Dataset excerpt

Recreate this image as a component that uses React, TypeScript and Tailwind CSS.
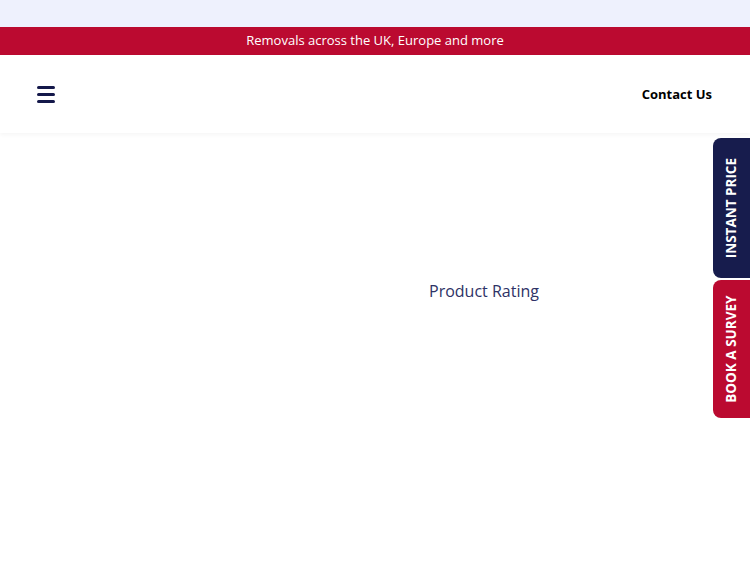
export default function App() {
  return (
    <div className="relative w-[750px] h-[563px] overflow-hidden bg-white" style={{ fontFamily: '"Open Sans", Lato, sans-serif' }}>
      <div className="h-[27px] bg-[#eef1fd]" />
      <div className="h-[28px] bg-[#bb0a30] flex items-center justify-center text-white text-[13px]">
        Removals across the UK, Europe and more
      </div>
      <header className="h-[78px] bg-white flex items-center justify-between pl-[37px] pr-[38px] pt-[2px] shadow-[0_2px_4px_rgba(0,0,0,0.04)]">
        <div className="flex flex-col gap-[4px] w-[18px] mt-[-2px]">
          <span className="block h-[3px] bg-[#14184a] rounded-sm" />
          <span className="block h-[3px] bg-[#14184a] rounded-sm" />
          <span className="block h-[3px] bg-[#14184a] rounded-sm" />
        </div>
        <span className="text-[13px] font-bold text-black">Contact Us</span>
      </header>
      <main className="flex justify-center pt-[146px] pl-[218px]">
        <span className="text-[16px] text-[#2e3266]">Product Rating</span>
      </main>
      <div className="absolute right-0 top-[138px] flex flex-col gap-[2px]">
        <div className="w-[37px] h-[140px] bg-[#171c4d] rounded-l-[8px] flex items-center justify-center">
          <span className="text-white font-bold text-[13.5px] whitespace-nowrap -rotate-90">INSTANT PRICE</span>
        </div>
        <div className="w-[37px] h-[138px] bg-[#bb0a30] rounded-l-[8px] flex items-center justify-center">
          <span className="text-white font-bold text-[13.5px] whitespace-nowrap -rotate-90">BOOK A SURVEY</span>
        </div>
      </div>
    </div>
  );
}
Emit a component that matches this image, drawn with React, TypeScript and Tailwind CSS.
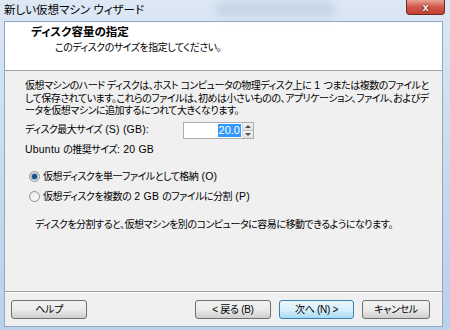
const jp = "font-['Liberation_Sans','Noto_Sans_CJK_JP',sans-serif] [font-feature-settings:'palt']";

// latin runs keep normal spacing, the kana is squeezed like Meiryo UI
function L({ children }: { children: React.ReactNode }) {
  return <span className="text-[10.5px] tracking-[0.2px]">{children}</span>;
}

function WinButton({ children, primary, className }: { children: React.ReactNode; primary?: boolean; className?: string }) {
  return (
    <button
      className={`h-[19px] rounded-[3px] border text-[10px] tracking-[-0.3px] leading-none text-black ${
        primary
          ? "border-[#3c7fb1] bg-gradient-to-b from-[#eaf6fd] via-[#d9f0fc] to-[#a7d9f5]"
          : "border-[#707070] bg-gradient-to-b from-[#f2f2f2] via-[#ebebeb] to-[#cfcfcf]"
      } ${className ?? ""}`}
    >
      {children}
    </button>
  );
}

function Radio({ checked, children }: { checked?: boolean; children: React.ReactNode }) {
  return (
    <div className="flex items-center h-[20px]">
      <div className="shrink-0 w-[11px] h-[11px] rounded-full border border-[#8e8f8f] bg-gradient-to-br from-[#e6e6e6] to-[#fbfbfb] flex items-center justify-center mr-[3px]">
        {checked && <div className="w-[5px] h-[5px] rounded-full bg-[#1a4c7c] shadow-[0_0_1px_1px_#6fa3d6]" />}
      </div>
      <span className="whitespace-nowrap">{children}</span>
    </div>
  );
}

export default function App() {
  return (
    <div className={`w-[450px] h-[330px] flex flex-col bg-gradient-to-b from-[#dce8f4] via-[#c8dbee] to-[#b9d1ea] ${jp} text-black overflow-hidden`}>
      {/* Title bar */}
      <div className="h-[21px] shrink-0 flex items-start relative">
        <span className="pl-[4px] pt-[3px] text-[11.5px] leading-[14px] text-black">新しい仮想マシン ウィザード</span>
        <div className="absolute left-[215px] top-[2px] w-[120px] h-[14px] rounded-full bg-[#9fb8d2]/40 blur-[4px]" />
        <div className="absolute right-[5px] top-0 w-[39px] h-[15px] rounded-b-[4px] border border-t-0 border-[#6d2a24] bg-gradient-to-b from-[#e8a394] via-[#d0574a] to-[#c3402f] flex items-center justify-center">
          <span className="text-white text-[11px] font-bold leading-none font-['Liberation_Sans',sans-serif] [text-shadow:0_0_2px_#000]">x</span>
        </div>
      </div>

      {/* Client area */}
      <div className="flex-1 ml-[4px] mr-[7px] mb-[3px] flex flex-col border border-[#8fa8c4] bg-[#f0f0f0]">
        {/* Header */}
        <div className="h-[49px] shrink-0 bg-white border-b border-[#a0a0a0] pl-[26px] pt-[2px]">
          <div className="text-[11.5px] font-bold leading-[16px]">ディスク容量の指定</div>
          <div className="text-[10px] leading-[16px] pl-[24px] tracking-[-0.5px]">このディスクのサイズを指定してください。</div>
        </div>

        {/* Body */}
        <div className="flex-1 pl-[20px] pt-[8px] text-[10px] leading-[12.5px] tracking-[-0.5px]">
          <div className="whitespace-nowrap">仮想マシンのハード ディスクは、ホスト コンピュータの物理ディスク上に<L> 1 </L>つまたは複数のファイルと</div>
          <div className="whitespace-nowrap">して保存されています。これらのファイルは、初めは小さいものの、アプリケーション、ファイル、およびデ</div>
          <div className="whitespace-nowrap">ータを仮想マシンに追加するにつれて大きくなります。</div>

          <div className="flex items-center mt-[4px] h-[17px]">
            <span className="shrink-0 w-[158px] whitespace-nowrap">ディスク最大サイズ<L> (S) (GB):</L></span>
            <div className="shrink-0 flex h-[17px] border border-[#abadb3] bg-white">
              <div className="w-[58px] flex items-center justify-end pr-[1px]">
                <span className="bg-[#3399ff] text-white px-[1px] text-[11px] tracking-normal leading-[13px]">20.0</span>
              </div>
              <div className="w-[11px] flex flex-col border-l border-[#d6d6d6]">
                <div className="flex-1 flex items-center justify-center bg-gradient-to-b from-[#f4f4f4] to-[#dedede] border-b border-[#c4c4c4]">
                  <div className="w-0 h-0 border-l-[3px] border-r-[3px] border-b-[3px] border-l-transparent border-r-transparent border-b-[#4d4d4d]" />
                </div>
                <div className="flex-1 flex items-center justify-center bg-gradient-to-b from-[#f4f4f4] to-[#dedede]">
                  <div className="w-0 h-0 border-l-[3px] border-r-[3px] border-t-[3px] border-l-transparent border-r-transparent border-t-[#4d4d4d]" />
                </div>
              </div>
            </div>
          </div>

          <div className="mt-[4px] h-[14px] whitespace-nowrap"><L>Ubuntu </L>の推奨サイズ<L>: 20 GB</L></div>

          <div className="mt-[10px] pl-[4px]">
            <Radio checked>仮想ディスクを単一ファイルとして格納<L> (O)</L></Radio>
            <Radio>仮想ディスクを複数の<L> 2 GB </L>のファイルに分割<L> (P)</L></Radio>
          </div>

          <div className="mt-[12px] pl-[10px] whitespace-nowrap">ディスクを分割すると、仮想マシンを別のコンピュータに容易に移動できるようになります。</div>
        </div>

        {/* Footer */}
        <div className="h-[35px] shrink-0 border-t border-[#a0a0a0] shadow-[inset_0_1px_0_#ffffff] flex items-start pt-[8px] pl-[6px] pr-[12px]">
          <WinButton className="w-[76px]">ヘルプ</WinButton>
          <div className="flex-1" />
          <WinButton className="w-[76px]">&lt; 戻る (B)</WinButton>
          <WinButton primary className="w-[75px] ml-[8px]">次へ (N) &gt;</WinButton>
          <WinButton className="w-[68px] ml-[8px]">キャンセル</WinButton>
        </div>
      </div>
    </div>
  );
}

Problem to work on
Output the records above exactly; leave out the pictures.

Written reply
Recreate this image as a component that uses React, TypeScript and Tailwind CSS.
export default function App() {
  return (
    <div className="relative w-[750px] h-[563px] overflow-hidden bg-white" style={{ fontFamily: '"Open Sans", Lato, sans-serif' }}>
      <div className="h-[27px] bg-[#eef1fd]" />
      <div className="h-[28px] bg-[#bb0a30] flex items-center justify-center text-white text-[13px]">
        Removals across the UK, Europe and more
      </div>
      <header className="h-[78px] bg-white flex items-center justify-between pl-[37px] pr-[38px] pt-[2px] shadow-[0_2px_4px_rgba(0,0,0,0.04)]">
        <div className="flex flex-col gap-[4px] w-[18px] mt-[-2px]">
          <span className="block h-[3px] bg-[#14184a] rounded-sm" />
          <span className="block h-[3px] bg-[#14184a] rounded-sm" />
          <span className="block h-[3px] bg-[#14184a] rounded-sm" />
        </div>
        <span className="text-[13px] font-bold text-black">Contact Us</span>
      </header>
      <main className="flex justify-center pt-[146px] pl-[218px]">
        <span className="text-[16px] text-[#2e3266]">Product Rating</span>
      </main>
      <div className="absolute right-0 top-[138px] flex flex-col gap-[2px]">
        <div className="w-[37px] h-[140px] bg-[#171c4d] rounded-l-[8px] flex items-center justify-center">
          <span className="text-white font-bold text-[13.5px] whitespace-nowrap -rotate-90">INSTANT PRICE</span>
        </div>
        <div className="w-[37px] h-[138px] bg-[#bb0a30] rounded-l-[8px] flex items-center justify-center">
          <span className="text-white font-bold text-[13.5px] whitespace-nowrap -rotate-90">BOOK A SURVEY</span>
        </div>
      </div>
    </div>
  );
}
Emit a component that matches this image, drawn with React, TypeScript and Tailwind CSS.
const jp = "font-['Liberation_Sans','Noto_Sans_CJK_JP',sans-serif] [font-feature-settings:'palt']";

// latin runs keep normal spacing, the kana is squeezed like Meiryo UI
function L({ children }: { children: React.ReactNode }) {
  return <span className="text-[10.5px] tracking-[0.2px]">{children}</span>;
}

function WinButton({ children, primary, className }: { children: React.ReactNode; primary?: boolean; className?: string }) {
  return (
    <button
      className={`h-[19px] rounded-[3px] border text-[10px] tracking-[-0.3px] leading-none text-black ${
        primary
          ? "border-[#3c7fb1] bg-gradient-to-b from-[#eaf6fd] via-[#d9f0fc] to-[#a7d9f5]"
          : "border-[#707070] bg-gradient-to-b from-[#f2f2f2] via-[#ebebeb] to-[#cfcfcf]"
      } ${className ?? ""}`}
    >
      {children}
    </button>
  );
}

function Radio({ checked, children }: { checked?: boolean; children: React.ReactNode }) {
  return (
    <div className="flex items-center h-[20px]">
      <div className="shrink-0 w-[11px] h-[11px] rounded-full border border-[#8e8f8f] bg-gradient-to-br from-[#e6e6e6] to-[#fbfbfb] flex items-center justify-center mr-[3px]">
        {checked && <div className="w-[5px] h-[5px] rounded-full bg-[#1a4c7c] shadow-[0_0_1px_1px_#6fa3d6]" />}
      </div>
      <span className="whitespace-nowrap">{children}</span>
    </div>
  );
}

export default function App() {
  return (
    <div className={`w-[450px] h-[330px] flex flex-col bg-gradient-to-b from-[#dce8f4] via-[#c8dbee] to-[#b9d1ea] ${jp} text-black overflow-hidden`}>
      {/* Title bar */}
      <div className="h-[21px] shrink-0 flex items-start relative">
        <span className="pl-[4px] pt-[3px] text-[11.5px] leading-[14px] text-black">新しい仮想マシン ウィザード</span>
        <div className="absolute left-[215px] top-[2px] w-[120px] h-[14px] rounded-full bg-[#9fb8d2]/40 blur-[4px]" />
        <div className="absolute right-[5px] top-0 w-[39px] h-[15px] rounded-b-[4px] border border-t-0 border-[#6d2a24] bg-gradient-to-b from-[#e8a394] via-[#d0574a] to-[#c3402f] flex items-center justify-center">
          <span className="text-white text-[11px] font-bold leading-none font-['Liberation_Sans',sans-serif] [text-shadow:0_0_2px_#000]">x</span>
        </div>
      </div>

      {/* Client area */}
      <div className="flex-1 ml-[4px] mr-[7px] mb-[3px] flex flex-col border border-[#8fa8c4] bg-[#f0f0f0]">
        {/* Header */}
        <div className="h-[49px] shrink-0 bg-white border-b border-[#a0a0a0] pl-[26px] pt-[2px]">
          <div className="text-[11.5px] font-bold leading-[16px]">ディスク容量の指定</div>
          <div className="text-[10px] leading-[16px] pl-[24px] tracking-[-0.5px]">このディスクのサイズを指定してください。</div>
        </div>

        {/* Body */}
        <div className="flex-1 pl-[20px] pt-[8px] text-[10px] leading-[12.5px] tracking-[-0.5px]">
          <div className="whitespace-nowrap">仮想マシンのハード ディスクは、ホスト コンピュータの物理ディスク上に<L> 1 </L>つまたは複数のファイルと</div>
          <div className="whitespace-nowrap">して保存されています。これらのファイルは、初めは小さいものの、アプリケーション、ファイル、およびデ</div>
          <div className="whitespace-nowrap">ータを仮想マシンに追加するにつれて大きくなります。</div>

          <div className="flex items-center mt-[4px] h-[17px]">
            <span className="shrink-0 w-[158px] whitespace-nowrap">ディスク最大サイズ<L> (S) (GB):</L></span>
            <div className="shrink-0 flex h-[17px] border border-[#abadb3] bg-white">
              <div className="w-[58px] flex items-center justify-end pr-[1px]">
                <span className="bg-[#3399ff] text-white px-[1px] text-[11px] tracking-normal leading-[13px]">20.0</span>
              </div>
              <div className="w-[11px] flex flex-col border-l border-[#d6d6d6]">
                <div className="flex-1 flex items-center justify-center bg-gradient-to-b from-[#f4f4f4] to-[#dedede] border-b border-[#c4c4c4]">
                  <div className="w-0 h-0 border-l-[3px] border-r-[3px] border-b-[3px] border-l-transparent border-r-transparent border-b-[#4d4d4d]" />
                </div>
                <div className="flex-1 flex items-center justify-center bg-gradient-to-b from-[#f4f4f4] to-[#dedede]">
                  <div className="w-0 h-0 border-l-[3px] border-r-[3px] border-t-[3px] border-l-transparent border-r-transparent border-t-[#4d4d4d]" />
                </div>
              </div>
            </div>
          </div>

          <div className="mt-[4px] h-[14px] whitespace-nowrap"><L>Ubuntu </L>の推奨サイズ<L>: 20 GB</L></div>

          <div className="mt-[10px] pl-[4px]">
            <Radio checked>仮想ディスクを単一ファイルとして格納<L> (O)</L></Radio>
            <Radio>仮想ディスクを複数の<L> 2 GB </L>のファイルに分割<L> (P)</L></Radio>
          </div>

          <div className="mt-[12px] pl-[10px] whitespace-nowrap">ディスクを分割すると、仮想マシンを別のコンピュータに容易に移動できるようになります。</div>
        </div>

        {/* Footer */}
        <div className="h-[35px] shrink-0 border-t border-[#a0a0a0] shadow-[inset_0_1px_0_#ffffff] flex items-start pt-[8px] pl-[6px] pr-[12px]">
          <WinButton className="w-[76px]">ヘルプ</WinButton>
          <div className="flex-1" />
          <WinButton className="w-[76px]">&lt; 戻る (B)</WinButton>
          <WinButton primary className="w-[75px] ml-[8px]">次へ (N) &gt;</WinButton>
          <WinButton className="w-[68px] ml-[8px]">キャンセル</WinButton>
        </div>
      </div>
    </div>
  );
}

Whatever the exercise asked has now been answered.